In some ways, it doesn’t really matter, that last, unpleasant change; I would never tell Ruth or Nora that, and I already regretted the adoption, so what’s the difference? But it does feel like a difference, and I think it makes me a little less patient when weeks go by without answers to time-sensitive questions (for example). Nora will not be able to visit us, and she and Ruth seem to assume that we will be sad about that, when in fact we’re slightly relieved: slightly less tension in the room if the two of them aren’t together, I think. Certainly we won’t miss her for herself, which is ugly but true. I don’t think I will respond differently directly to Ruth, now, but I resent things a little more, get frustrated a little more quickly. This is something to work through and get past, because we are tied together for the foreseeable future. And I still don’t think that she’s a bad person, although I think that adopting in their situation (as I now understand it) was a bad thing to do—although they’re far from the only ones to do it. I don’t think their intentions have been evil at any point.
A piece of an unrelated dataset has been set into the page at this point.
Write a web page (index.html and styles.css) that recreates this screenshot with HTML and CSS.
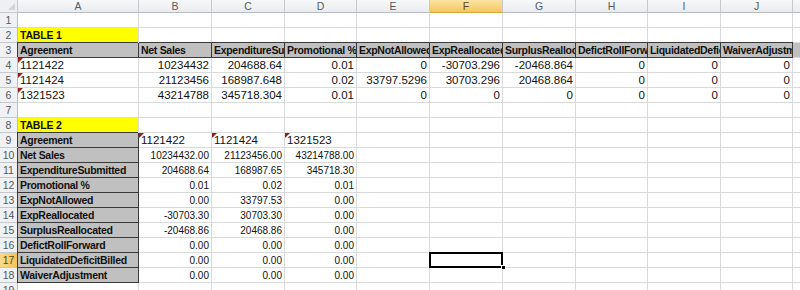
FILE: index.html
```html
<!DOCTYPE html>
<html>
<head>
  <meta charset="UTF-8">
  <title>Book1 - Sheet1</title>
  <link rel="stylesheet" href="styles.css">
</head>
<body>
  <div class="sheet">
    <!-- column headers -->
    <div class="corner"></div><div class="ch">A</div><div class="ch">B</div><div class="ch">C</div><div class="ch">D</div><div class="ch">E</div><div class="ch on">F</div><div class="ch">G</div><div class="ch">H</div><div class="ch">I</div><div class="ch">J</div><div class="ch"></div>

    <div class="rh">1</div><div class="c"></div><div class="c"></div><div class="c"></div><div class="c"></div><div class="c"></div><div class="c"></div><div class="c"></div><div class="c"></div><div class="c"></div><div class="c"></div><div class="c"></div>
    <div class="rh">2</div><div class="c yel">TABLE 1</div><div class="c"></div><div class="c"></div><div class="c"></div><div class="c"></div><div class="c"></div><div class="c"></div><div class="c"></div><div class="c"></div><div class="c"></div><div class="c"></div>
    <div class="rh">3</div><div class="c hd first">Agreement</div><div class="c hd">Net Sales</div><div class="c hd">ExpenditureSubmitted</div><div class="c hd">Promotional %</div><div class="c hd">ExpNotAllowed</div><div class="c hd">ExpReallocated</div><div class="c hd">SurplusReallocated</div><div class="c hd">DefictRollForward</div><div class="c hd">LiquidatedDeficitBilled</div><div class="c hd">WaiverAdjustment</div><div class="c grey"></div>
    <div class="rh">4</div><div class="c tri">1121422</div><div class="c num">10234432</div><div class="c num">204688.64</div><div class="c num">0.01</div><div class="c num">0</div><div class="c num">-30703.296</div><div class="c num">-20468.864</div><div class="c num">0</div><div class="c num">0</div><div class="c num">0</div><div class="c"></div>
    <div class="rh">5</div><div class="c tri">1121424</div><div class="c num">21123456</div><div class="c num">168987.648</div><div class="c num">0.02</div><div class="c num">33797.5296</div><div class="c num">30703.296</div><div class="c num">20468.864</div><div class="c num">0</div><div class="c num">0</div><div class="c num">0</div><div class="c"></div>
    <div class="rh">6</div><div class="c tri">1321523</div><div class="c num">43214788</div><div class="c num">345718.304</div><div class="c num">0.01</div><div class="c num">0</div><div class="c num">0</div><div class="c num">0</div><div class="c num">0</div><div class="c num">0</div><div class="c num">0</div><div class="c"></div>
    <div class="rh">7</div><div class="c"></div><div class="c"></div><div class="c"></div><div class="c"></div><div class="c"></div><div class="c"></div><div class="c"></div><div class="c"></div><div class="c"></div><div class="c"></div><div class="c"></div>
    <div class="rh">8</div><div class="c yel">TABLE 2</div><div class="c"></div><div class="c"></div><div class="c"></div><div class="c"></div><div class="c"></div><div class="c"></div><div class="c"></div><div class="c"></div><div class="c"></div><div class="c"></div>
    <div class="rh">9</div><div class="c lbl top">Agreement</div><div class="c tri">1121422</div><div class="c tri">1121424</div><div class="c tri">1321523</div><div class="c"></div><div class="c"></div><div class="c"></div><div class="c"></div><div class="c"></div><div class="c"></div><div class="c"></div>
    <div class="rh">10</div><div class="c lbl">Net Sales</div><div class="c num sm">10234432.00</div><div class="c num sm">21123456.00</div><div class="c num sm">43214788.00</div><div class="c"></div><div class="c"></div><div class="c"></div><div class="c"></div><div class="c"></div><div class="c"></div><div class="c"></div>
    <div class="rh">11</div><div class="c lbl">ExpenditureSubmitted</div><div class="c num sm">204688.64</div><div class="c num sm">168987.65</div><div class="c num sm">345718.30</div><div class="c"></div><div class="c"></div><div class="c"></div><div class="c"></div><div class="c"></div><div class="c"></div><div class="c"></div>
    <div class="rh">12</div><div class="c lbl">Promotional %</div><div class="c num sm">0.01</div><div class="c num sm">0.02</div><div class="c num sm">0.01</div><div class="c"></div><div class="c"></div><div class="c"></div><div class="c"></div><div class="c"></div><div class="c"></div><div class="c"></div>
    <div class="rh">13</div><div class="c lbl">ExpNotAllowed</div><div class="c num sm">0.00</div><div class="c num sm">33797.53</div><div class="c num sm">0.00</div><div class="c"></div><div class="c"></div><div class="c"></div><div class="c"></div><div class="c"></div><div class="c"></div><div class="c"></div>
    <div class="rh">14</div><div class="c lbl">ExpReallocated</div><div class="c num sm">-30703.30</div><div class="c num sm">30703.30</div><div class="c num sm">0.00</div><div class="c"></div><div class="c"></div><div class="c"></div><div class="c"></div><div class="c"></div><div class="c"></div><div class="c"></div>
    <div class="rh">15</div><div class="c lbl">SurplusReallocated</div><div class="c num sm">-20468.86</div><div class="c num sm">20468.86</div><div class="c num sm">0.00</div><div class="c"></div><div class="c"></div><div class="c"></div><div class="c"></div><div class="c"></div><div class="c"></div><div class="c"></div>
    <div class="rh">16</div><div class="c lbl">DefictRollForward</div><div class="c num sm">0.00</div><div class="c num sm">0.00</div><div class="c num sm">0.00</div><div class="c"></div><div class="c"></div><div class="c"></div><div class="c"></div><div class="c"></div><div class="c"></div><div class="c"></div>
    <div class="rh on">17</div><div class="c lbl">LiquidatedDeficitBilled</div><div class="c num sm">0.00</div><div class="c num sm">0.00</div><div class="c num sm">0.00</div><div class="c"></div><div class="c sel"></div><div class="c"></div><div class="c"></div><div class="c"></div><div class="c"></div><div class="c"></div>
    <div class="rh">18</div><div class="c lbl">WaiverAdjustment</div><div class="c num sm">0.00</div><div class="c num sm">0.00</div><div class="c num sm">0.00</div><div class="c"></div><div class="c"></div><div class="c"></div><div class="c"></div><div class="c"></div><div class="c"></div><div class="c"></div>
    <div class="rh">19</div><div class="c"></div><div class="c"></div><div class="c"></div><div class="c"></div><div class="c"></div><div class="c"></div><div class="c"></div><div class="c"></div><div class="c"></div><div class="c"></div><div class="c"></div>
  </div>
</body>
</html>
```

FILE: styles.css
```css
:root {
  --grid: #d9dadc;
  --head-line: #c6c8cb;
  --dark: #3a3a3a;
  --label: #c0c0c0;
}

body {
  margin: 0;
  background: #fff;
  font-family: 'Liberation Sans', Arial, sans-serif;
  font-size: 11.5px;
  color: #111;
  overflow: hidden;
}

.sheet {
  display: grid;
  grid-template-columns: 18px 121px 73px 73px 72px 73px 73px 73px 72px 73px 72px 40px;
  grid-template-rows: 13px;
  grid-auto-rows: 15px;
  width: 833px;
}

.sheet > div {
  box-sizing: border-box;
  white-space: nowrap;
  overflow: hidden;
}

/* headers */
.corner {
  background: #eef0f2;
  border-right: 1px solid var(--head-line);
  border-bottom: 1px solid var(--head-line);
  position: relative;
}

.corner::after {
  content: "";
  position: absolute;
  right: 2px;
  bottom: 2px;
  border-left: 7px solid transparent;
  border-bottom: 7px solid #d3d6d9;
}

.ch {
  background: linear-gradient(#f7f8f9, #e9ebee);
  border-right: 1px solid var(--head-line);
  border-bottom: 1px solid #b9bcc0;
  text-align: center;
  font-size: 10.5px;
  line-height: 12px;
  color: #555b62;
}

.ch.on {
  background: linear-gradient(#fbe3a4, #f4c75e);
  border-bottom-color: #d9a63a;
  color: #5c4818;
}

.rh {
  background: #eff1f3;
  border-right: 1px solid #b9bcc0;
  border-bottom: 1px solid var(--head-line);
  text-align: center;
  font-size: 10.5px;
  line-height: 15px;
  color: #55595e;
}

.rh.on {
  background: linear-gradient(90deg, #f9d98d, #f3c35c);
  color: #5c4818;
}

/* cells */
.c {
  border-right: 1px solid var(--grid);
  border-bottom: 1px solid var(--grid);
  padding: 0 2px;
  line-height: 15px;
  position: relative;
}

.num {
  text-align: right;
}

.num.sm {
  font-size: 10px;
}

.yel {
  background: #ffff00;
  font-weight: bold;
  font-size: 10.5px;
  letter-spacing: -0.2px;
}

.hd {
  background: var(--label);
  border-right-color: var(--dark);
  border-bottom-color: var(--dark);
  box-shadow: 0 -1px 0 var(--dark);
  font-weight: bold;
  font-size: 10.5px;
  letter-spacing: -0.3px;
}

.hd.first {
  box-shadow: -1px -1px 0 var(--dark);
}

.grey {
  background: var(--label);
}

.lbl {
  background: var(--label);
  border-right-color: var(--dark);
  border-bottom-color: var(--dark);
  box-shadow: -1px 0 0 var(--dark);
  font-weight: bold;
  font-size: 10.5px;
  letter-spacing: -0.3px;
}

.lbl.top {
  box-shadow: -1px -1px 0 var(--dark);
}

/* number-stored-as-text marker */
.tri::before {
  content: "";
  position: absolute;
  left: 0;
  top: 0;
  border-top: 5px solid #9b1b1b;
  border-right: 5px solid transparent;
}

/* active cell */
.sheet > .sel {
  overflow: visible;
}

.sel::after {
  content: "";
  position: absolute;
  left: -1px;
  top: -1px;
  width: 74px;
  height: 16px;
  box-sizing: border-box;
  border: 2px solid #000;
}

.sel::before {
  content: "";
  position: absolute;
  right: -4px;
  bottom: -3px;
  width: 5px;
  height: 5px;
  background: #000;
  border: 1px solid #fff;
  box-sizing: border-box;
  z-index: 2;
}
```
This has all been an odd way of leading in to the announcement that they are visiting, Ruth has bought plane tickets, and they’ll be here for a couple of days in just under three weeks. I can admit, now, that I have a small gift for Cricket—a photobook with pictures of Joey—acquired well before we knew they were coming. What can I say? I told myself that I could just mail it, and surely I would have had they chosen not to come. One of my less good qualities is that if I am not in touch with someone—talking on the phone, chatting online, emailing, visiting in real human interaction, you name it—I start to feel more and more distant. Maybe that’s normal; I really have no idea. It’s been a problem for me with my sister Tammy, and perhaps a much bigger (if less long-standing) problem with Cricket. When we don’t have contact, I feel more and more baffled about him. Who is this child to me? I have a duty to him, I want very much for him to be happy and well, and I am grieved by his absence—but anything more warm or nuanced fades to a gray. Some of that, too, is Joey; he is so incredibly present, and demands so much of my brain, that I think much less about Cricket or the Possum than I would if they, too, were here. I tried to write a blog post about that a couple of weeks ago, and Joey (otherwise peacefully eating a pecan butter sandwich) kept wandering over to get my attention: “Mama? Up!” or even just brushing up against me and smiling. And it’s great to see him, and I just smiled back and gave up on the typing.  Now I’m going to see both of them in the same space—the first time that Joey will have been able to walk or talk at a visit—and I really don’t know what my brain is going to do. Right now, I just imagine myself being protective of Joey, which he probably won’t need. He’s an outgoing sort. But it’s hard to think of what it will actually be like to have my two separated sons in the same room, talking and everything. It makes me tear up just to write it, although I know that’s an easier feat with a pregnant lady than usually. I can make plans (and I am) to keep two little kids cheerfully occupied, but I can’t actually imagine them both.